**Request**
Write out each line beneath this one exactly as it reads.

[Start Provided data]

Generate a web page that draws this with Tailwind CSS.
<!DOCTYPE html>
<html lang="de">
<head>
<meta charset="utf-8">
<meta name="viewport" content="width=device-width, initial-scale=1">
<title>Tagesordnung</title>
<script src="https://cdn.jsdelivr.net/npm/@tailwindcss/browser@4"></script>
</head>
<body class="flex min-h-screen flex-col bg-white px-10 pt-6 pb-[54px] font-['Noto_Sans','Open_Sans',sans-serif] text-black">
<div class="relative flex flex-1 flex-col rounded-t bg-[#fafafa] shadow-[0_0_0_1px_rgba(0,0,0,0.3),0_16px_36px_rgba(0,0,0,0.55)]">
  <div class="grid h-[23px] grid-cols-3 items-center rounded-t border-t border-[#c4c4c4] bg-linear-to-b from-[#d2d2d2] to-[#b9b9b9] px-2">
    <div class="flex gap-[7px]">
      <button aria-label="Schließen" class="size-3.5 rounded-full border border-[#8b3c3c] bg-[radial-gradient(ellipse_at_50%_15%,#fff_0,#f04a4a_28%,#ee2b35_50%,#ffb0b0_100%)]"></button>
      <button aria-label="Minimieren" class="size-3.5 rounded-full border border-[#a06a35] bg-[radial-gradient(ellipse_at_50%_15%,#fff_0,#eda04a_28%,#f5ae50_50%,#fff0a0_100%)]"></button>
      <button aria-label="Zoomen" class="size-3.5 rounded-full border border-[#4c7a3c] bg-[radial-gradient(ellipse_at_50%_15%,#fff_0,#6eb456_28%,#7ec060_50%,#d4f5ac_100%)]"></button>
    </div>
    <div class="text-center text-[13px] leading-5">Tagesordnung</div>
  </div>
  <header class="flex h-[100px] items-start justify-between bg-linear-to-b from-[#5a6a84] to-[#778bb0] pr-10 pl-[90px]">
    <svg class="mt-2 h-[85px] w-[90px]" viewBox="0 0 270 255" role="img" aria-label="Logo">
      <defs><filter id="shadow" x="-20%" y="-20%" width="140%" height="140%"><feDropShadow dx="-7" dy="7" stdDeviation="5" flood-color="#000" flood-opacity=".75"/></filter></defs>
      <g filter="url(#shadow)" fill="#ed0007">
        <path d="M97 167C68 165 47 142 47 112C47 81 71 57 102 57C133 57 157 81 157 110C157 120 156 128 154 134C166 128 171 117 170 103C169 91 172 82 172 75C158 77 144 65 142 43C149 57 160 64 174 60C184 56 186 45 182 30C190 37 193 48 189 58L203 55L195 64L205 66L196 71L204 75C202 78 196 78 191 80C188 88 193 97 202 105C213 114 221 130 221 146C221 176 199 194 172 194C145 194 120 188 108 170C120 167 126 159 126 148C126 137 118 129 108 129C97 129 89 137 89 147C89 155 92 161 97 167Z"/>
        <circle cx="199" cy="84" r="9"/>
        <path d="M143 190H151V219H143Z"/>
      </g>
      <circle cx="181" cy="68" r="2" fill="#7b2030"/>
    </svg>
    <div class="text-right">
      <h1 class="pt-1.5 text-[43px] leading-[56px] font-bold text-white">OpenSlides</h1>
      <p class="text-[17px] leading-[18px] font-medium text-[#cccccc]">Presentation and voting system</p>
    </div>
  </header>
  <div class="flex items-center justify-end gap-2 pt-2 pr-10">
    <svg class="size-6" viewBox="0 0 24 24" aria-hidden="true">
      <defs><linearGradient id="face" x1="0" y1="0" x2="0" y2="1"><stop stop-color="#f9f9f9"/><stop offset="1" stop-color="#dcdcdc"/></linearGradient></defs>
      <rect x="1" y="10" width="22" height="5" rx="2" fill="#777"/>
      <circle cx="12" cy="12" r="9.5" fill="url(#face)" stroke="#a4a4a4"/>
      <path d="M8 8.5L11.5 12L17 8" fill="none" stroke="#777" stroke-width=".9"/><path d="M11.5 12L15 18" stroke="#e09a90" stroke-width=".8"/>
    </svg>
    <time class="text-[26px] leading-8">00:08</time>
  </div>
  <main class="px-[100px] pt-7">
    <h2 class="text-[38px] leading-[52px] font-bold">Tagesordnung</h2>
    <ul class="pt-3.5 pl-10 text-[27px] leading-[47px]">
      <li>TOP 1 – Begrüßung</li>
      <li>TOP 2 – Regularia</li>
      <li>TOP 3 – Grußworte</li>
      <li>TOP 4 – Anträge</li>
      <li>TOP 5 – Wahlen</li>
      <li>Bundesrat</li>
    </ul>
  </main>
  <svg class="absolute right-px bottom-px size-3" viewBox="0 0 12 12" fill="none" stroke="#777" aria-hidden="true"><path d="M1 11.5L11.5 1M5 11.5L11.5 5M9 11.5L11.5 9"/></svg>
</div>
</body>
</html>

[End Provided data]

**Correct response**
Generate a web page that draws this with Tailwind CSS.
<!DOCTYPE html>
<html lang="de">
<head>
<meta charset="utf-8">
<meta name="viewport" content="width=device-width, initial-scale=1">
<title>Tagesordnung</title>
<script src="https://cdn.jsdelivr.net/npm/@tailwindcss/browser@4"></script>
</head>
<body class="flex min-h-screen flex-col bg-white px-10 pt-6 pb-[54px] font-['Noto_Sans','Open_Sans',sans-serif] text-black">
<div class="relative flex flex-1 flex-col rounded-t bg-[#fafafa] shadow-[0_0_0_1px_rgba(0,0,0,0.3),0_16px_36px_rgba(0,0,0,0.55)]">
  <div class="grid h-[23px] grid-cols-3 items-center rounded-t border-t border-[#c4c4c4] bg-linear-to-b from-[#d2d2d2] to-[#b9b9b9] px-2">
    <div class="flex gap-[7px]">
      <button aria-label="Schließen" class="size-3.5 rounded-full border border-[#8b3c3c] bg-[radial-gradient(ellipse_at_50%_15%,#fff_0,#f04a4a_28%,#ee2b35_50%,#ffb0b0_100%)]"></button>
      <button aria-label="Minimieren" class="size-3.5 rounded-full border border-[#a06a35] bg-[radial-gradient(ellipse_at_50%_15%,#fff_0,#eda04a_28%,#f5ae50_50%,#fff0a0_100%)]"></button>
      <button aria-label="Zoomen" class="size-3.5 rounded-full border border-[#4c7a3c] bg-[radial-gradient(ellipse_at_50%_15%,#fff_0,#6eb456_28%,#7ec060_50%,#d4f5ac_100%)]"></button>
    </div>
    <div class="text-center text-[13px] leading-5">Tagesordnung</div>
  </div>
  <header class="flex h-[100px] items-start justify-between bg-linear-to-b from-[#5a6a84] to-[#778bb0] pr-10 pl-[90px]">
    <svg class="mt-2 h-[85px] w-[90px]" viewBox="0 0 270 255" role="img" aria-label="Logo">
      <defs><filter id="shadow" x="-20%" y="-20%" width="140%" height="140%"><feDropShadow dx="-7" dy="7" stdDeviation="5" flood-color="#000" flood-opacity=".75"/></filter></defs>
      <g filter="url(#shadow)" fill="#ed0007">
        <path d="M97 167C68 165 47 142 47 112C47 81 71 57 102 57C133 57 157 81 157 110C157 120 156 128 154 134C166 128 171 117 170 103C169 91 172 82 172 75C158 77 144 65 142 43C149 57 160 64 174 60C184 56 186 45 182 30C190 37 193 48 189 58L203 55L195 64L205 66L196 71L204 75C202 78 196 78 191 80C188 88 193 97 202 105C213 114 221 130 221 146C221 176 199 194 172 194C145 194 120 188 108 170C120 167 126 159 126 148C126 137 118 129 108 129C97 129 89 137 89 147C89 155 92 161 97 167Z"/>
        <circle cx="199" cy="84" r="9"/>
        <path d="M143 190H151V219H143Z"/>
      </g>
      <circle cx="181" cy="68" r="2" fill="#7b2030"/>
    </svg>
    <div class="text-right">
      <h1 class="pt-1.5 text-[43px] leading-[56px] font-bold text-white">OpenSlides</h1>
      <p class="text-[17px] leading-[18px] font-medium text-[#cccccc]">Presentation and voting system</p>
    </div>
  </header>
  <div class="flex items-center justify-end gap-2 pt-2 pr-10">
    <svg class="size-6" viewBox="0 0 24 24" aria-hidden="true">
      <defs><linearGradient id="face" x1="0" y1="0" x2="0" y2="1"><stop stop-color="#f9f9f9"/><stop offset="1" stop-color="#dcdcdc"/></linearGradient></defs>
      <rect x="1" y="10" width="22" height="5" rx="2" fill="#777"/>
      <circle cx="12" cy="12" r="9.5" fill="url(#face)" stroke="#a4a4a4"/>
      <path d="M8 8.5L11.5 12L17 8" fill="none" stroke="#777" stroke-width=".9"/><path d="M11.5 12L15 18" stroke="#e09a90" stroke-width=".8"/>
    </svg>
    <time class="text-[26px] leading-8">00:08</time>
  </div>
  <main class="px-[100px] pt-7">
    <h2 class="text-[38px] leading-[52px] font-bold">Tagesordnung</h2>
    <ul class="pt-3.5 pl-10 text-[27px] leading-[47px]">
      <li>TOP 1 – Begrüßung</li>
      <li>TOP 2 – Regularia</li>
      <li>TOP 3 – Grußworte</li>
      <li>TOP 4 – Anträge</li>
      <li>TOP 5 – Wahlen</li>
      <li>Bundesrat</li>
    </ul>
  </main>
  <svg class="absolute right-px bottom-px size-3" viewBox="0 0 12 12" fill="none" stroke="#777" aria-hidden="true"><path d="M1 11.5L11.5 1M5 11.5L11.5 5M9 11.5L11.5 9"/></svg>
</div>
</body>
</html>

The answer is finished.